The notebooks will generally cover the topics at an introductory-to-intermediate level. I really hope that you will find them interesting enough to want to learn more (maybe not about every topic, but more often than not). There is a huge amount of material on the web about all the topics we'll cover. I'll maintain a list of additional readings (the table above already contains some), but you'll benefit a lot from reading widely. If you find something interesting, let everyone know -- perhaps we can discuss it further in class.

I expect that to get the maximum benefit from the class you would probably need to do about 8 hours of self-study outside of lecture times (not counting assignments). Feedback is welcome (if you feel you're spending way too much time on the course, or feel you're learning way too little/much).
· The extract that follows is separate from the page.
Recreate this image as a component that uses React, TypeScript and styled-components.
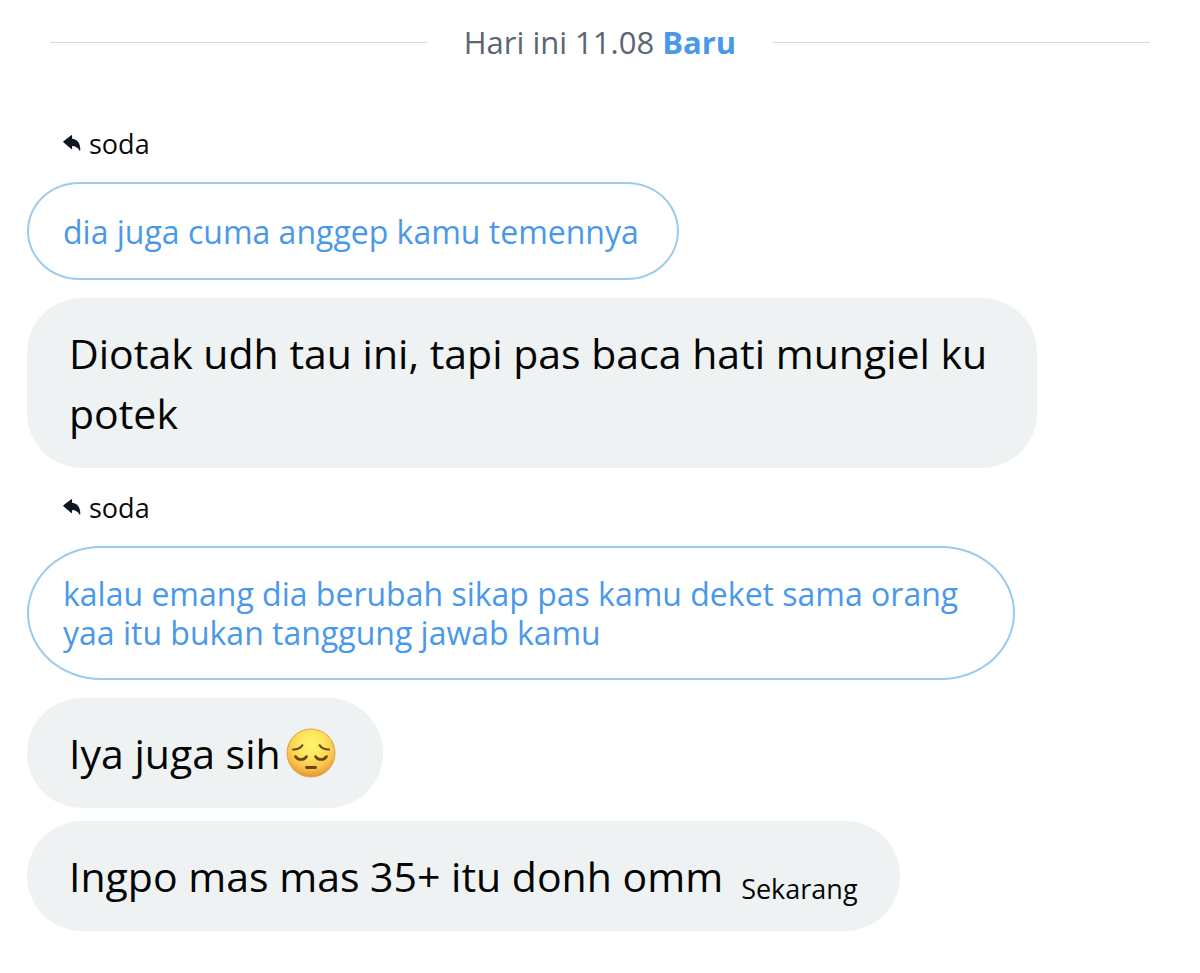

The following is the intended lecture schedule for 2018. The whole course will be conducted using R.

Lecture General area Topics to be covered R packages References
1 Wrangling Data transformations dplyr R4DS-ch5
Relational data, join/merge tables dplyr R4DS-ch13
2 Workflow R Projects
Github
R Markdown
3 Recommender systems User/item-based recommenders
Matrix factorization
4 Neural networks Stochastic gradient descent
Backpropagation
Introducing keras keras
Workflow Setting up Amazon Web Services
5 Communication Make your own R package devtools, roxygen2, knitr, testthat
6 Neural networks Convolutional neural networks keras
Computer vision / image classification
7 Communication Make your own Shiny app shiny
8 Data collection Scraping data from the web rvest
Text mining Working with text stringr R4DS-ch14
9 Analyzing text tidytext TMR-ch1, TMR-ch7
Text generation
10 Sentiment analysis tidytext TMR-ch2
Bag-of-words models, tf-idf tidytext TMR-ch4
11 Text mining Topic modelling tidytext, topicmodels TMR-ch6
12 Data collection Accessing APIs httr, twitteR, streamR

Side note: Visualization in ggplot2 (R4DS-ch3) is not included but is highly recommended as self study (I originally intended to include a lecture on this, but it became clear there was already a lot of content in the course).

R4DS = R for Data Science (2017) Hadley Wickham and Garrett Grolemund (available at http://r4ds.had.co.nz/)

TMR = Text Mining with R (2017) Julia Silge and David Robinson (available at http://tidytextmining.com/)

The list of packages should be fairly complete. The reference/reading list will be updated as we go.

Software

To get the most out of the course material you should have the following installed:

  • Git and GitHub
  • RStudio and R (not too old - I'm using v1.1.383 of RStudio and R 3.4.2, as of 8/6/2018)

The last of these is not strictly needed but will make it easier to follow in lectures. We'll also need various R packages but you can install these as needed.

Assessment

There are two assignments to complete during the course. Together these count 50% of your final mark. A final computer exam counts the remaining 50%. All assignments must be completed to complete the course. Late assignments are penalized at 5% per day late.

Assessment General area Handed out Due date Counts
Assignment 1 Recommender systems Week 3 Week 6 25%
Assignment 2 Neural networks Week 7 Week 11 25%
Final Everything TBA 50%

The final exam will be a computer-based exam in the lab. Part of the exam will be "open book" and part will be closed.

Contact details

Please email me (ian.durbach@uct.ac.za) to set up an appointment. My office is Room 5.53 in the Dept of Statistical Sciences.

Course communication will be done using Vula.

Sources and references

I have borrowed extensively from other peoples' material to create this course, and its not my intention to pass off work as my own when its not. My two main sources are R for Data Science and Text Mining with R listed above, and each notebook has further references to source material, but if you find I've missed an attribution please let me know. As this material will be put on the web, the same goes for any material that is incorrectly shared.